◆ What you should do
Your task is to repeat the lines below exactly, excluding any pictures they contain.

◆ Given material
====
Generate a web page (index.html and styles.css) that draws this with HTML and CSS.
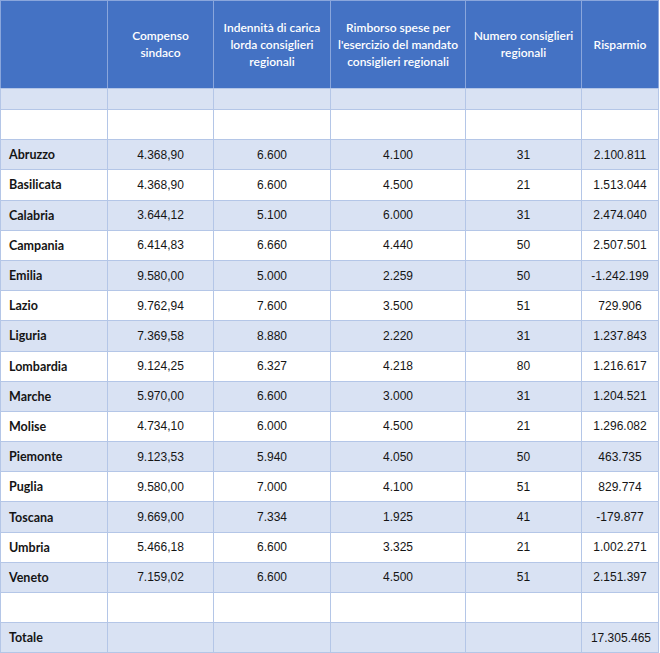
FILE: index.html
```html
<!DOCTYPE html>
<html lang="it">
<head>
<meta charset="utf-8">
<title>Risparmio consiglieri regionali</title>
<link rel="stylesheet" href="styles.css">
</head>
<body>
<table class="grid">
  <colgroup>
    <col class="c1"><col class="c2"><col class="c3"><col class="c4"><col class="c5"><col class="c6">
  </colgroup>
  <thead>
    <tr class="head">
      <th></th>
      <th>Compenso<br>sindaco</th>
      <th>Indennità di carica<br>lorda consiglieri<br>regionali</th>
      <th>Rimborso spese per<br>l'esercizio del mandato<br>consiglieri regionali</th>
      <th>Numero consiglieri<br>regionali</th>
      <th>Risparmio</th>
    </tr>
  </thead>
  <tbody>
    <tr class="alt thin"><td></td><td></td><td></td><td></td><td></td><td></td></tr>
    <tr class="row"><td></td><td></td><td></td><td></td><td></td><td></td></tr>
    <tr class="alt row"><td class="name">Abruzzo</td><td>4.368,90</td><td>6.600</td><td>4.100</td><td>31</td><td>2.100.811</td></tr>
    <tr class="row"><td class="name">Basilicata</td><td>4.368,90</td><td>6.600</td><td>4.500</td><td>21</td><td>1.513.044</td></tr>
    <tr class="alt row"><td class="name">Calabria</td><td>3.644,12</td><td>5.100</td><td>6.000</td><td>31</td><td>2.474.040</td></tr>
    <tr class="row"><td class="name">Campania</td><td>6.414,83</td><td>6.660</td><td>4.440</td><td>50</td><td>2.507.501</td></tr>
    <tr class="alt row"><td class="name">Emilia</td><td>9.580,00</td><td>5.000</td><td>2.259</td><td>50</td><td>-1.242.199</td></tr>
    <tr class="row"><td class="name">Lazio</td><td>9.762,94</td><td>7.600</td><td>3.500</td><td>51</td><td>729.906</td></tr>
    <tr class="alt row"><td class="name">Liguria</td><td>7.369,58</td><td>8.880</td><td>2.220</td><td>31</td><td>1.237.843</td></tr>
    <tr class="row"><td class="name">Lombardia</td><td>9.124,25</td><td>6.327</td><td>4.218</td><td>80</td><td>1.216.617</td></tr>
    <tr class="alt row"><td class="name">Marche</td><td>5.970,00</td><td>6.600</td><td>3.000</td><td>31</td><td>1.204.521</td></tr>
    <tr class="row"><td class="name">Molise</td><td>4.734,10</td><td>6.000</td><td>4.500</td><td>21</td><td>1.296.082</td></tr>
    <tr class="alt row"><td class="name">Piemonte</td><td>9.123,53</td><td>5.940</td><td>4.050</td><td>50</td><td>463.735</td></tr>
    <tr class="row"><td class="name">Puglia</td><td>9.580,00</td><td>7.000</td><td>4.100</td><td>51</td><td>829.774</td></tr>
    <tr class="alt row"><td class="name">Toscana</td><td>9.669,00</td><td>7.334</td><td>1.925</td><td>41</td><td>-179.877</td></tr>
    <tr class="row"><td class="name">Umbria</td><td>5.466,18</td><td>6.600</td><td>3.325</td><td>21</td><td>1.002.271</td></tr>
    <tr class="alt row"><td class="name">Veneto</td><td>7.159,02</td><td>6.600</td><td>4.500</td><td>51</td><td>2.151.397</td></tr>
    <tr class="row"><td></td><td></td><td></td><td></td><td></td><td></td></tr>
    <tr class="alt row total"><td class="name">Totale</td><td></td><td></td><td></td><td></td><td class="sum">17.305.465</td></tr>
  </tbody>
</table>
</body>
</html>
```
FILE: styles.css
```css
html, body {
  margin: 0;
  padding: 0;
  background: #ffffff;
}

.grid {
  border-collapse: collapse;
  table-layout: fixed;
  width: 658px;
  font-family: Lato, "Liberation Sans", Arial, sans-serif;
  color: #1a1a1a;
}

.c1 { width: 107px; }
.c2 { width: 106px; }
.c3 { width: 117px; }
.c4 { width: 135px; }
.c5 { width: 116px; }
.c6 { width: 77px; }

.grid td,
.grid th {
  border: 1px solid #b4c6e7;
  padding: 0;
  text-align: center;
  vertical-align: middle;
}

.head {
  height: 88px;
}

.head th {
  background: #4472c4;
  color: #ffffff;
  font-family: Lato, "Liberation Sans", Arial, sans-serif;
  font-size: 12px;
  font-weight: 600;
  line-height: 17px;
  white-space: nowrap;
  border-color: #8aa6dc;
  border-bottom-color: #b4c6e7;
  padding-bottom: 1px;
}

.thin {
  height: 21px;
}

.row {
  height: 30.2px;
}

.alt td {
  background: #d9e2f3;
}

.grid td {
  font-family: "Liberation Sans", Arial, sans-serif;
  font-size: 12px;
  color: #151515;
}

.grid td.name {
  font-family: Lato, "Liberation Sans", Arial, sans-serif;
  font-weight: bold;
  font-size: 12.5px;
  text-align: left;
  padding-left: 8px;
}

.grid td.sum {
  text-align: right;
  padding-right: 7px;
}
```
====
◆ Problem solution
Generate a web page (index.html and styles.css) that draws this with HTML and CSS.
FILE: index.html
```html
<!DOCTYPE html>
<html lang="it">
<head>
<meta charset="utf-8">
<title>Risparmio consiglieri regionali</title>
<link rel="stylesheet" href="styles.css">
</head>
<body>
<table class="grid">
  <colgroup>
    <col class="c1"><col class="c2"><col class="c3"><col class="c4"><col class="c5"><col class="c6">
  </colgroup>
  <thead>
    <tr class="head">
      <th></th>
      <th>Compenso<br>sindaco</th>
      <th>Indennità di carica<br>lorda consiglieri<br>regionali</th>
      <th>Rimborso spese per<br>l'esercizio del mandato<br>consiglieri regionali</th>
      <th>Numero consiglieri<br>regionali</th>
      <th>Risparmio</th>
    </tr>
  </thead>
  <tbody>
    <tr class="alt thin"><td></td><td></td><td></td><td></td><td></td><td></td></tr>
    <tr class="row"><td></td><td></td><td></td><td></td><td></td><td></td></tr>
    <tr class="alt row"><td class="name">Abruzzo</td><td>4.368,90</td><td>6.600</td><td>4.100</td><td>31</td><td>2.100.811</td></tr>
    <tr class="row"><td class="name">Basilicata</td><td>4.368,90</td><td>6.600</td><td>4.500</td><td>21</td><td>1.513.044</td></tr>
    <tr class="alt row"><td class="name">Calabria</td><td>3.644,12</td><td>5.100</td><td>6.000</td><td>31</td><td>2.474.040</td></tr>
    <tr class="row"><td class="name">Campania</td><td>6.414,83</td><td>6.660</td><td>4.440</td><td>50</td><td>2.507.501</td></tr>
    <tr class="alt row"><td class="name">Emilia</td><td>9.580,00</td><td>5.000</td><td>2.259</td><td>50</td><td>-1.242.199</td></tr>
    <tr class="row"><td class="name">Lazio</td><td>9.762,94</td><td>7.600</td><td>3.500</td><td>51</td><td>729.906</td></tr>
    <tr class="alt row"><td class="name">Liguria</td><td>7.369,58</td><td>8.880</td><td>2.220</td><td>31</td><td>1.237.843</td></tr>
    <tr class="row"><td class="name">Lombardia</td><td>9.124,25</td><td>6.327</td><td>4.218</td><td>80</td><td>1.216.617</td></tr>
    <tr class="alt row"><td class="name">Marche</td><td>5.970,00</td><td>6.600</td><td>3.000</td><td>31</td><td>1.204.521</td></tr>
    <tr class="row"><td class="name">Molise</td><td>4.734,10</td><td>6.000</td><td>4.500</td><td>21</td><td>1.296.082</td></tr>
    <tr class="alt row"><td class="name">Piemonte</td><td>9.123,53</td><td>5.940</td><td>4.050</td><td>50</td><td>463.735</td></tr>
    <tr class="row"><td class="name">Puglia</td><td>9.580,00</td><td>7.000</td><td>4.100</td><td>51</td><td>829.774</td></tr>
    <tr class="alt row"><td class="name">Toscana</td><td>9.669,00</td><td>7.334</td><td>1.925</td><td>41</td><td>-179.877</td></tr>
    <tr class="row"><td class="name">Umbria</td><td>5.466,18</td><td>6.600</td><td>3.325</td><td>21</td><td>1.002.271</td></tr>
    <tr class="alt row"><td class="name">Veneto</td><td>7.159,02</td><td>6.600</td><td>4.500</td><td>51</td><td>2.151.397</td></tr>
    <tr class="row"><td></td><td></td><td></td><td></td><td></td><td></td></tr>
    <tr class="alt row total"><td class="name">Totale</td><td></td><td></td><td></td><td></td><td class="sum">17.305.465</td></tr>
  </tbody>
</table>
</body>
</html>
```
FILE: styles.css
```css
html, body {
  margin: 0;
  padding: 0;
  background: #ffffff;
}

.grid {
  border-collapse: collapse;
  table-layout: fixed;
  width: 658px;
  font-family: Lato, "Liberation Sans", Arial, sans-serif;
  color: #1a1a1a;
}

.c1 { width: 107px; }
.c2 { width: 106px; }
.c3 { width: 117px; }
.c4 { width: 135px; }
.c5 { width: 116px; }
.c6 { width: 77px; }

.grid td,
.grid th {
  border: 1px solid #b4c6e7;
  padding: 0;
  text-align: center;
  vertical-align: middle;
}

.head {
  height: 88px;
}

.head th {
  background: #4472c4;
  color: #ffffff;
  font-family: Lato, "Liberation Sans", Arial, sans-serif;
  font-size: 12px;
  font-weight: 600;
  line-height: 17px;
  white-space: nowrap;
  border-color: #8aa6dc;
  border-bottom-color: #b4c6e7;
  padding-bottom: 1px;
}

.thin {
  height: 21px;
}

.row {
  height: 30.2px;
}

.alt td {
  background: #d9e2f3;
}

.grid td {
  font-family: "Liberation Sans", Arial, sans-serif;
  font-size: 12px;
  color: #151515;
}

.grid td.name {
  font-family: Lato, "Liberation Sans", Arial, sans-serif;
  font-weight: bold;
  font-size: 12.5px;
  text-align: left;
  padding-left: 8px;
}

.grid td.sum {
  text-align: right;
  padding-right: 7px;
}
```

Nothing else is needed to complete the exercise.